モッラー・サドラーの『神の論理的証明』を要約すると以下:
全ての偶然的なものは自身が存在するか否かのバランスを存在する側に傾けさせるような原因を要求するとモッラー・サドラーは主張した。つまり、原因がなければ何物も存在するようにならないというのである。それゆえ、世界は第一原因を条件としているので、神が存在するだけでなく神が想像の第一原因の原因でなければならない。
モッラー・サドラーは、因果関係の連鎖は始まり・途中・終わりを持つ問題においてのみ働くので結果から原因へと逆戻りすることは不可能だとも考えていた:
1) 始まりには純粋な原因が存在する 2) 終わりには純粋な結果が存在する 3) 原因と結果の連鎖が存在する
モッラー・サドラーのいう因果関係の連鎖はイスラームが支持する宇宙論的枠組みの範囲内に収まるような形での実存主義的存在論である。モッラー・サドラーのいう因果関係の「終わり」はそれに対応する「始まり」と同じだけ純粋であり、神を創造の働きにおける始まりにして終わりであると指導的に評価する。実存の実在性の強度をその結果を知ることではなく因果関係の力学やその起源との関係によって評価するという神の能力によって、その偶性によって汚染されることなく神が実在を裁くことに関して、イスラームで受け入れられるような枠組みが得られる。

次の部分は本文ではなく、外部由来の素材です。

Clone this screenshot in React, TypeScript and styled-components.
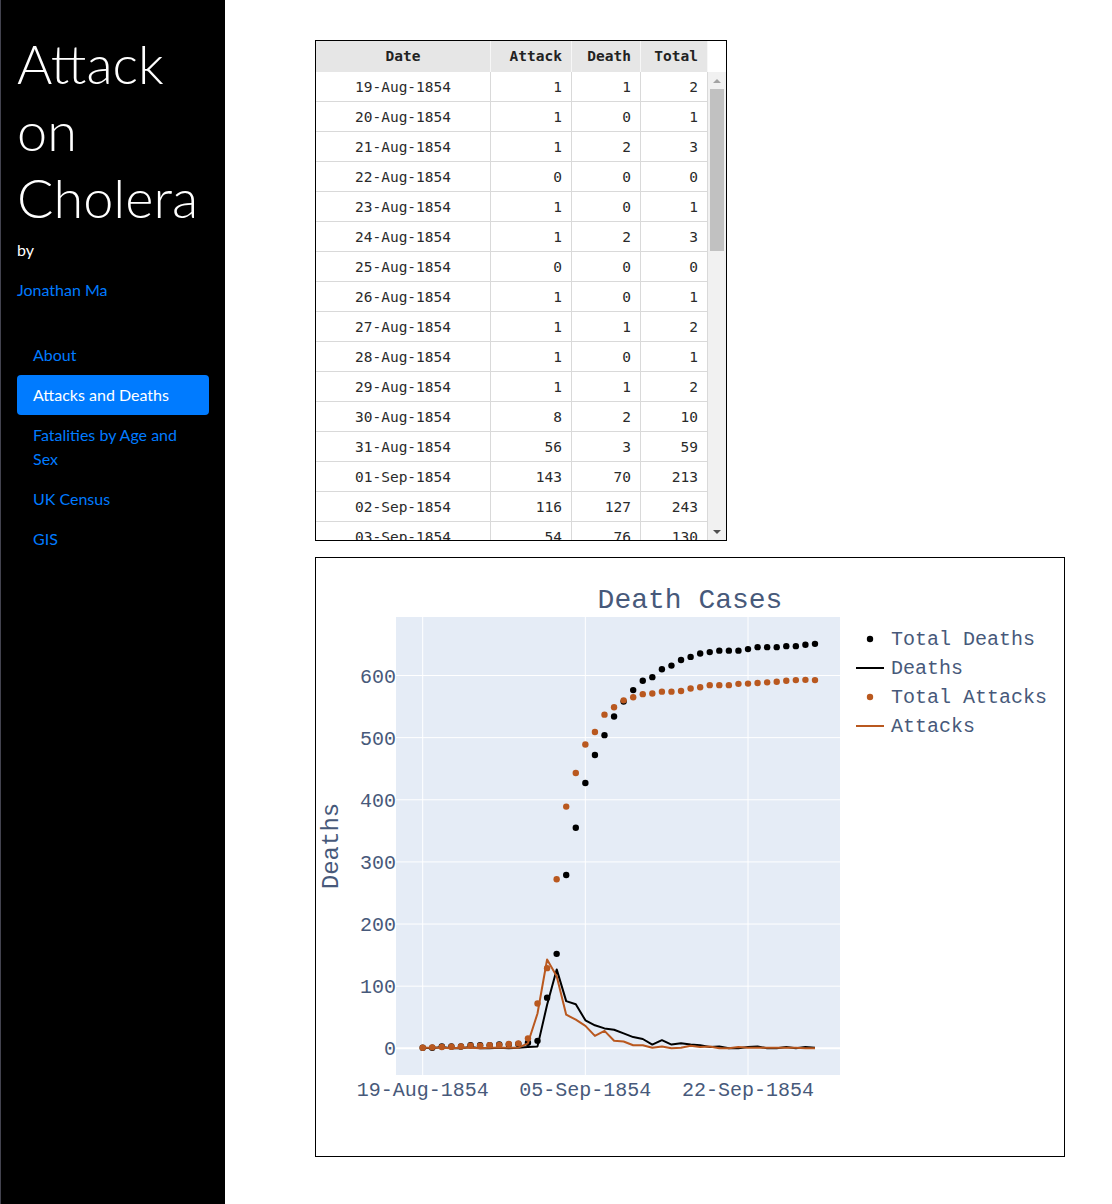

これはほぼ一千年の間イスラーム哲学に付きまとってきた「神は罪を知ることなくどうやって罪を裁くことができるのか」という問題に対する独創的な解答である。
モッラー・サドラーにとって真なる言明とは存在における具体的な事実と一致するような言明である。彼は一般的でなく形而上学的な真理概念を考えた。そして、世界は常に真であり心から独立である対象から成り、真理は1つの記述理論によって理性がとらえることのできないものであると主張した。モッラー・サドラーの考えでは、物の実在に触れることはかなわず、言語的に分析することができるのみである。この新理論は2つの段階から成る。つまり、命題は実在するものと一致するときに真となるという主張と、命題は実際上の物事自体と一致するならば真であるという主張である。